En même temps, l'écriture de Rebecca Miller n'est pas celle de son compatriote, et sans doute cela découle-t-il d'un autre vécu personnel. Il est en effet difficile de ne pas voir la part de vie intime vécue par l'écrivain dans le parcours de son héroïne, Pippa. Rebecca Miller, si elle donne ici son premier roman, est aussi l'auteur d'un recueil de nouvelles, des mises en scène cinématographiques de ses nouvelles comme de ce roman, ainsi que de travaux plastiques. Elle joue aussi la comédie. Une vie artistique riche, « américaine » a-t-on envie d'écrire quand on souhaite lancer un cliché.

Et ce roman renvoie cela : des milieux artistiques, undergrund, un mari éditeur, et même très grand éditeur et tout aussi grand amateur de belles femmes, marié à profusion. La drogue. Les manuscrits que l'on lit. Il y a tout cela. Mais il y a aussi la dérive de Pippa, en miroir de celle de sa mère, l'éducation à distance de sa propre fille, pour la protéger tout en l'éloignant avant d'enfin la retrouver. Le sexe. Les Etats-Unis vus par Rebecca Miller, un regard triste posé sur des vies et des sexualités sans profondeur, tournées vers le vide intérieur. Sauf à se créer soi-même les portes de sorties, ce que fait ou croit faire Pippa, de portes en portes. Mais sort-elle vraiment ? Difficile de l'affirmer.
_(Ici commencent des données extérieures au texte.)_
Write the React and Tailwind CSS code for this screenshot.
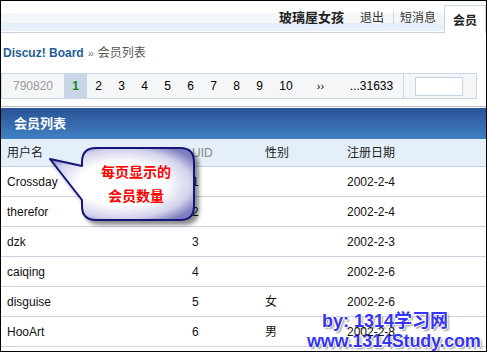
import React from 'react';

const pages = ['2', '3', '4', '5', '6', '7', '8', '9'];

const members = [
  { name: 'Crossday', uid: '1', gender: '', date: '2002-2-4' },
  { name: 'therefor', uid: '2', gender: '', date: '2002-2-4' },
  { name: 'dzk', uid: '3', gender: '', date: '2002-2-3' },
  { name: 'caiqing', uid: '4', gender: '', date: '2002-2-6' },
  { name: 'disguise', uid: '5', gender: '女', date: '2002-2-6' },
  { name: 'HooArt', uid: '6', gender: '男', date: '2002-2-8', front: true },
];

const Callout = () => (
  <>
    <svg className="absolute left-[39px] top-[139px]" width="172" height="94" viewBox="0 0 172 94">
      <defs>
        <radialGradient id="bubbleFill" cx="0.5" cy="0.5" r="0.6">
          <stop offset="0" stopColor="#ffffff" />
          <stop offset="0.5" stopColor="#ffffff" />
          <stop offset="0.8" stopColor="#d2d2ec" />
          <stop offset="1" stopColor="#8080c0" />
        </radialGradient>
        <filter id="bubbleShadow" x="-10%" y="-10%" width="130%" height="130%">
          <feDropShadow dx="4" dy="4" stdDeviation="2.2" floodColor="#000" floodOpacity="0.45" />
        </filter>
      </defs>
      <path
        d="M 10 19 L 42 26 L 42 22 Q 42 8 56 8 L 140 8 Q 154 8 154 22 L 154 66 Q 154 80 140 80 L 56 80 Q 42 80 42 66 L 42 60 Z"
        fill="url(#bubbleFill)"
        stroke="#15157a"
        strokeWidth="2"
        strokeLinejoin="round"
        filter="url(#bubbleShadow)"
      />
    </svg>
    <div className="absolute left-[79px] top-[159px] w-[112px] text-center text-[14px] leading-[24px] font-bold text-[#ff0000]">
      <div>每页显示的</div>
      <div>会员数量</div>
    </div>
  </>
);

const Watermark = () => (
  <div className="absolute left-[306px] top-[310px] z-10 text-[18px] leading-[20px] font-bold text-[#3535f2] whitespace-nowrap [text-shadow:1px_0_0_#fff,-1px_0_0_#fff,0_1px_0_#fff,0_-1px_0_#fff,2px_2px_2px_#999]">
    <div className="ml-[15px]">by: 1314学习网</div>
    <div className="tracking-[-0.2px]">www.1314Study.com</div>
  </div>
);

export default function App() {
  return (
    <div className="relative w-[487px] h-[352px] overflow-hidden border border-black bg-white font-['Liberation_Sans','Noto_Sans_CJK_SC',sans-serif] text-[12px] text-[#222]">
      {/* 顶部导航 */}
      <div className="flex h-[32px] border-b border-[#c9d1de] bg-[linear-gradient(to_bottom,#fdfefe_0,#fdfefe_12px,#f4f6f9_12px,#f4f6f9_22px,#e6f0fa_22px,#e6f0fa_30px,#ffffff_30px)]">
        <span className="ml-auto mt-[10px] h-[14px] leading-[14px] text-[13px] font-bold text-[#222]">玻璃屋女孩</span>
        <span className="ml-[16px] mt-[10px] h-[14px] leading-[14px] text-[#333]">退出</span>
        <span className="ml-[9px] mt-[10px] w-px h-[14px] bg-[#cfd6e0]" />
        <span className="ml-[6px] mt-[10px] h-[14px] leading-[14px] text-[#333]">短消息</span>
        <div className="relative z-10 ml-[8px] mt-[4px] h-[28px] w-[42px] border-x border-t border-[#c5d3e6] bg-white flex items-center justify-center pt-[2px] text-[12px] font-bold text-[#222]">
          会员
        </div>
      </div>

      {/* 导航路径 */}
      <div className="mt-[13px] pl-[2px] h-[14px] leading-[14px] flex items-center">
        <span className="font-bold text-[#1d5e98]">Discuz! Board</span>
        <span className="ml-[4px] text-[#777] text-[11px]">»</span>
        <span className="ml-[4px] text-[#555]">会员列表</span>
      </div>

      {/* 分页 */}
      <div className="mt-[13px] flex h-[26px] w-[476px] border border-[#c9d6e8] bg-[#f5f6f8] text-[12px] text-black">
        <div className="w-[62px] flex items-center justify-center text-[#999]">790820</div>
        <div className="w-[23px] flex items-center justify-center bg-[#c8d6e7] font-bold text-[#0a8a0a]">1</div>
        {pages.map((p) => (
          <div key={p} className="w-[23px] flex items-center justify-center">{p}</div>
        ))}
        <div className="w-[30px] flex items-center justify-center">10</div>
        <div className="w-[39px] flex items-center justify-center text-[11px]">››</div>
        <div className="w-[64px] flex items-center justify-center border-r border-[#c9d6e8]">...31633</div>
        <div className="flex-1 flex items-center pl-[11px]">
          <div className="w-[48px] h-[19px] border border-[#c5d3e6] bg-white" />
        </div>
      </div>

      {/* 会员列表 */}
      <div className="mt-[7px] border-t border-[#b3c0d2] pt-px">
        <div className="h-[31px] flex items-center pl-[13px] bg-[linear-gradient(to_bottom,#2a5296,#3f81c3)] text-[13px] font-bold text-white">
          会员列表
        </div>
        <div className="h-[28px] flex items-center border-b border-[#c4d0e0] bg-[#e5eff9] text-[#222]">
          <div className="w-[191px] pl-[6px]">用户名</div>
          <div className="w-[73px] text-[#888]">UID</div>
          <div className="w-[82px]">性别</div>
          <div>注册日期</div>
        </div>
        {members.map((m) => (
          <div key={m.uid} className="h-[30px] flex items-center border-b border-[#c9d3e3] text-[#111]">
            <div className="w-[191px] pl-[6px]">{m.name}</div>
            <div className="w-[73px]">{m.uid}</div>
            <div className="w-[82px]">{m.gender}</div>
            <div className={m.front ? 'relative z-20' : ''}>{m.date}</div>
          </div>
        ))}
        <div className="h-[30px] border-b border-[#c9d3e3]" />
      </div>

      <Callout />
      <Watermark />
    </div>
  );
}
Il y a aussi, pour le coup comme chez Franzen, le poids terrible de la famille, pas la famille puritaine que le cinéma nous assène régulièrement, non, la simple famille et ses souffrances. Il y a des résidences, sans doute toutes les mêmes, des vies qui entrent dans le privé de Pippa. Il y a une écriture, en ce très beau premier roman, une écriture de chairs, avec une narration en alternance, fragmentée, où l'on passe d'une vie à une autre, autour de celle de Pippa, en parties et chapitres courts ; une écriture de fragments de vies pour conter la fragmentation de nos existence.

Rebecca Miller, Les vies privées de Pippa Lee,Seuil, 2009, 300 pages.